## Exercise directions
Quote the listing in full, exactly as given, minus any pictures.
┌─ Information provided
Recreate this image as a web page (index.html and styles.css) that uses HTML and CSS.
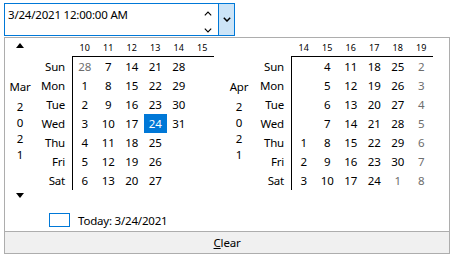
FILE: index.html
```html
<!DOCTYPE html>
<html>
<head>
    <title>Date Picker</title>
    <link rel="stylesheet" href="styles.css">
</head>
<body>
    <div class="picker">
        <div class="field">
            <div class="value">3/24/2021 12:00:00 AM</div>
            <div class="spin">
                <svg width="8" height="5" viewBox="0 0 8 5"><path d="M0.8 4.3 L4 1 L7.2 4.3" fill="none" stroke="#000" stroke-width="1.1"/></svg>
                <svg width="8" height="5" viewBox="0 0 8 5"><path d="M0.8 0.7 L4 4 L7.2 0.7" fill="none" stroke="#000" stroke-width="1.1"/></svg>
            </div>
            <div class="drop">
                <svg width="8" height="5" viewBox="0 0 8 5"><path d="M0.8 0.8 L4 4 L7.2 0.8" fill="none" stroke="#000" stroke-width="1.5"/></svg>
            </div>
        </div>

        <div class="popup">
            <div class="months">
                <!-- March -->
                <div class="month">
                    <div class="side">
                        <div class="nav-up"></div>
                        <div class="month-name">Mar</div>
                        <div class="year">2<br>0<br>2<br>1</div>
                        <div class="nav-down"></div>
                    </div>
                    <div class="names">
                        <div>Sun</div><div>Mon</div><div>Tue</div><div>Wed</div><div>Thu</div><div>Fri</div><div>Sat</div>
                    </div>
                    <div class="grid-wrap">
                        <div class="weeks">
                            <span>10</span><span>11</span><span>12</span><span>13</span><span>14</span><span>15</span>
                        </div>
                        <div class="days">
                            <span class="dim">28</span><span>1</span><span>2</span><span>3</span><span>4</span><span>5</span><span>6</span>
                            <span>7</span><span>8</span><span>9</span><span>10</span><span>11</span><span>12</span><span>13</span>
                            <span>14</span><span>15</span><span>16</span><span>17</span><span>18</span><span>19</span><span>20</span>
                            <span>21</span><span>22</span><span>23</span><span class="sel">24</span><span>25</span><span>26</span><span>27</span>
                            <span>28</span><span>29</span><span>30</span><span>31</span><span></span><span></span><span></span>
                            <span></span><span></span><span></span><span></span><span></span><span></span><span></span>
                        </div>
                    </div>
                </div>

                <!-- April -->
                <div class="month">
                    <div class="side plain">
                        <div class="month-name">Apr</div>
                        <div class="year">2<br>0<br>2<br>1</div>
                    </div>
                    <div class="names">
                        <div>Sun</div><div>Mon</div><div>Tue</div><div>Wed</div><div>Thu</div><div>Fri</div><div>Sat</div>
                    </div>
                    <div class="grid-wrap">
                        <div class="weeks">
                            <span>14</span><span>15</span><span>16</span><span>17</span><span>18</span><span>19</span>
                        </div>
                        <div class="days">
                            <span></span><span></span><span></span><span></span><span>1</span><span>2</span><span>3</span>
                            <span>4</span><span>5</span><span>6</span><span>7</span><span>8</span><span>9</span><span>10</span>
                            <span>11</span><span>12</span><span>13</span><span>14</span><span>15</span><span>16</span><span>17</span>
                            <span>18</span><span>19</span><span>20</span><span>21</span><span>22</span><span>23</span><span>24</span>
                            <span>25</span><span>26</span><span>27</span><span>28</span><span>29</span><span>30</span><span class="dim">1</span>
                            <span class="dim">2</span><span class="dim">3</span><span class="dim">4</span><span class="dim">5</span><span class="dim">6</span><span class="dim">7</span><span class="dim">8</span>
                        </div>
                    </div>
                </div>
            </div>

            <div class="today">
                <div class="today-box"></div>
                <span>Today: 3/24/2021</span>
            </div>

            <div class="clear"><u>C</u>lear</div>
        </div>
    </div>
</body>
</html>
```

FILE: styles.css
```css
body {
    margin: 0;
    font-family: "Noto Sans", sans-serif;
    font-size: 11.5px;
    letter-spacing: -0.2px;
    color: #000;
    background-color: #fff;
}
.picker {
    margin: 3px 0 0 4px;
    width: 446px;
}
.field {
    width: 231px;
    height: 33px;
    box-sizing: border-box;
    border: 1px solid #0078d7;
    display: flex;
}
.value {
    flex: 1;
    padding: 3px 0 0 3px;
    line-height: 16px;
}
.spin {
    width: 12px;
    margin-right: 4px;
    padding: 7px 0 2px;
    display: flex;
    flex-direction: column;
    justify-content: space-between;
    align-items: center;
}
.spin svg, .drop svg {
    display: block;
}
.drop {
    width: 15px;
    border-left: 1px solid #0078d7;
    background-color: #cce4f7;
    display: flex;
    align-items: center;
    justify-content: center;
}
.popup {
    margin-top: 1px;
    height: 217px;
    box-sizing: border-box;
    border: 1px solid #adadad;
    display: flex;
    flex-direction: column;
}
.months {
    display: flex;
}
.month {
    width: 219px;
    display: flex;
}
.side {
    width: 30px;
    display: flex;
    flex-direction: column;
    align-items: center;
    line-height: 16px;
}
.side.plain {
    padding-top: 10px;
}
.nav-up {
    margin-top: 5px;
    width: 0;
    height: 0;
    border-left: 4px solid transparent;
    border-right: 4px solid transparent;
    border-bottom: 5px solid #000;
}
.nav-down {
    margin-top: 30px;
    width: 0;
    height: 0;
    border-left: 4px solid transparent;
    border-right: 4px solid transparent;
    border-top: 5px solid #000;
}
.month-name {
    margin-top: 31px;
}
.year {
    margin-top: 4px;
    text-align: center;
}
.names {
    width: 30px;
    padding-top: 19px;
    text-align: right;
    line-height: 19px;
}
.grid-wrap {
    margin-left: 7px;
}
.weeks {
    display: grid;
    grid-template-columns: repeat(6, 23.5px);
    height: 16px;
    padding: 2px 0 0 1px;
    font-size: 9px;
    letter-spacing: 0;
    line-height: 16px;
    text-align: center;
}
.days {
    border-top: 1px solid #000;
    border-left: 1px solid #000;
    display: grid;
    grid-template-columns: repeat(6, 23.5px);
    grid-template-rows: repeat(7, 19px);
    grid-auto-flow: column;
    line-height: 19px;
    text-align: center;
}
.dim {
    color: #6d6d6d;
}
.sel {
    background-color: #0078d7;
    color: #fff;
}
.today {
    margin-top: 14px;
    padding-left: 44px;
    height: 16px;
    display: flex;
    align-items: center;
}
.today-box {
    width: 21px;
    height: 14px;
    box-sizing: border-box;
    border: 1px solid #0078d7;
    margin-right: 8px;
}
.clear {
    margin-top: auto;
    height: 21px;
    line-height: 21px;
    border-top: 1px solid #adadad;
    background-color: #f0f0f0;
    text-align: center;
}
```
└─
## Correct output
Recreate this image as a web page (index.html and styles.css) that uses HTML and CSS.
FILE: index.html
```html
<!DOCTYPE html>
<html>
<head>
    <title>Date Picker</title>
    <link rel="stylesheet" href="styles.css">
</head>
<body>
    <div class="picker">
        <div class="field">
            <div class="value">3/24/2021 12:00:00 AM</div>
            <div class="spin">
                <svg width="8" height="5" viewBox="0 0 8 5"><path d="M0.8 4.3 L4 1 L7.2 4.3" fill="none" stroke="#000" stroke-width="1.1"/></svg>
                <svg width="8" height="5" viewBox="0 0 8 5"><path d="M0.8 0.7 L4 4 L7.2 0.7" fill="none" stroke="#000" stroke-width="1.1"/></svg>
            </div>
            <div class="drop">
                <svg width="8" height="5" viewBox="0 0 8 5"><path d="M0.8 0.8 L4 4 L7.2 0.8" fill="none" stroke="#000" stroke-width="1.5"/></svg>
            </div>
        </div>

        <div class="popup">
            <div class="months">
                <!-- March -->
                <div class="month">
                    <div class="side">
                        <div class="nav-up"></div>
                        <div class="month-name">Mar</div>
                        <div class="year">2<br>0<br>2<br>1</div>
                        <div class="nav-down"></div>
                    </div>
                    <div class="names">
                        <div>Sun</div><div>Mon</div><div>Tue</div><div>Wed</div><div>Thu</div><div>Fri</div><div>Sat</div>
                    </div>
                    <div class="grid-wrap">
                        <div class="weeks">
                            <span>10</span><span>11</span><span>12</span><span>13</span><span>14</span><span>15</span>
                        </div>
                        <div class="days">
                            <span class="dim">28</span><span>1</span><span>2</span><span>3</span><span>4</span><span>5</span><span>6</span>
                            <span>7</span><span>8</span><span>9</span><span>10</span><span>11</span><span>12</span><span>13</span>
                            <span>14</span><span>15</span><span>16</span><span>17</span><span>18</span><span>19</span><span>20</span>
                            <span>21</span><span>22</span><span>23</span><span class="sel">24</span><span>25</span><span>26</span><span>27</span>
                            <span>28</span><span>29</span><span>30</span><span>31</span><span></span><span></span><span></span>
                            <span></span><span></span><span></span><span></span><span></span><span></span><span></span>
                        </div>
                    </div>
                </div>

                <!-- April -->
                <div class="month">
                    <div class="side plain">
                        <div class="month-name">Apr</div>
                        <div class="year">2<br>0<br>2<br>1</div>
                    </div>
                    <div class="names">
                        <div>Sun</div><div>Mon</div><div>Tue</div><div>Wed</div><div>Thu</div><div>Fri</div><div>Sat</div>
                    </div>
                    <div class="grid-wrap">
                        <div class="weeks">
                            <span>14</span><span>15</span><span>16</span><span>17</span><span>18</span><span>19</span>
                        </div>
                        <div class="days">
                            <span></span><span></span><span></span><span></span><span>1</span><span>2</span><span>3</span>
                            <span>4</span><span>5</span><span>6</span><span>7</span><span>8</span><span>9</span><span>10</span>
                            <span>11</span><span>12</span><span>13</span><span>14</span><span>15</span><span>16</span><span>17</span>
                            <span>18</span><span>19</span><span>20</span><span>21</span><span>22</span><span>23</span><span>24</span>
                            <span>25</span><span>26</span><span>27</span><span>28</span><span>29</span><span>30</span><span class="dim">1</span>
                            <span class="dim">2</span><span class="dim">3</span><span class="dim">4</span><span class="dim">5</span><span class="dim">6</span><span class="dim">7</span><span class="dim">8</span>
                        </div>
                    </div>
                </div>
            </div>

            <div class="today">
                <div class="today-box"></div>
                <span>Today: 3/24/2021</span>
            </div>

            <div class="clear"><u>C</u>lear</div>
        </div>
    </div>
</body>
</html>
```

FILE: styles.css
```css
body {
    margin: 0;
    font-family: "Noto Sans", sans-serif;
    font-size: 11.5px;
    letter-spacing: -0.2px;
    color: #000;
    background-color: #fff;
}
.picker {
    margin: 3px 0 0 4px;
    width: 446px;
}
.field {
    width: 231px;
    height: 33px;
    box-sizing: border-box;
    border: 1px solid #0078d7;
    display: flex;
}
.value {
    flex: 1;
    padding: 3px 0 0 3px;
    line-height: 16px;
}
.spin {
    width: 12px;
    margin-right: 4px;
    padding: 7px 0 2px;
    display: flex;
    flex-direction: column;
    justify-content: space-between;
    align-items: center;
}
.spin svg, .drop svg {
    display: block;
}
.drop {
    width: 15px;
    border-left: 1px solid #0078d7;
    background-color: #cce4f7;
    display: flex;
    align-items: center;
    justify-content: center;
}
.popup {
    margin-top: 1px;
    height: 217px;
    box-sizing: border-box;
    border: 1px solid #adadad;
    display: flex;
    flex-direction: column;
}
.months {
    display: flex;
}
.month {
    width: 219px;
    display: flex;
}
.side {
    width: 30px;
    display: flex;
    flex-direction: column;
    align-items: center;
    line-height: 16px;
}
.side.plain {
    padding-top: 10px;
}
.nav-up {
    margin-top: 5px;
    width: 0;
    height: 0;
    border-left: 4px solid transparent;
    border-right: 4px solid transparent;
    border-bottom: 5px solid #000;
}
.nav-down {
    margin-top: 30px;
    width: 0;
    height: 0;
    border-left: 4px solid transparent;
    border-right: 4px solid transparent;
    border-top: 5px solid #000;
}
.month-name {
    margin-top: 31px;
}
.year {
    margin-top: 4px;
    text-align: center;
}
.names {
    width: 30px;
    padding-top: 19px;
    text-align: right;
    line-height: 19px;
}
.grid-wrap {
    margin-left: 7px;
}
.weeks {
    display: grid;
    grid-template-columns: repeat(6, 23.5px);
    height: 16px;
    padding: 2px 0 0 1px;
    font-size: 9px;
    letter-spacing: 0;
    line-height: 16px;
    text-align: center;
}
.days {
    border-top: 1px solid #000;
    border-left: 1px solid #000;
    display: grid;
    grid-template-columns: repeat(6, 23.5px);
    grid-template-rows: repeat(7, 19px);
    grid-auto-flow: column;
    line-height: 19px;
    text-align: center;
}
.dim {
    color: #6d6d6d;
}
.sel {
    background-color: #0078d7;
    color: #fff;
}
.today {
    margin-top: 14px;
    padding-left: 44px;
    height: 16px;
    display: flex;
    align-items: center;
}
.today-box {
    width: 21px;
    height: 14px;
    box-sizing: border-box;
    border: 1px solid #0078d7;
    margin-right: 8px;
}
.clear {
    margin-top: auto;
    height: 21px;
    line-height: 21px;
    border-top: 1px solid #adadad;
    background-color: #f0f0f0;
    text-align: center;
}
```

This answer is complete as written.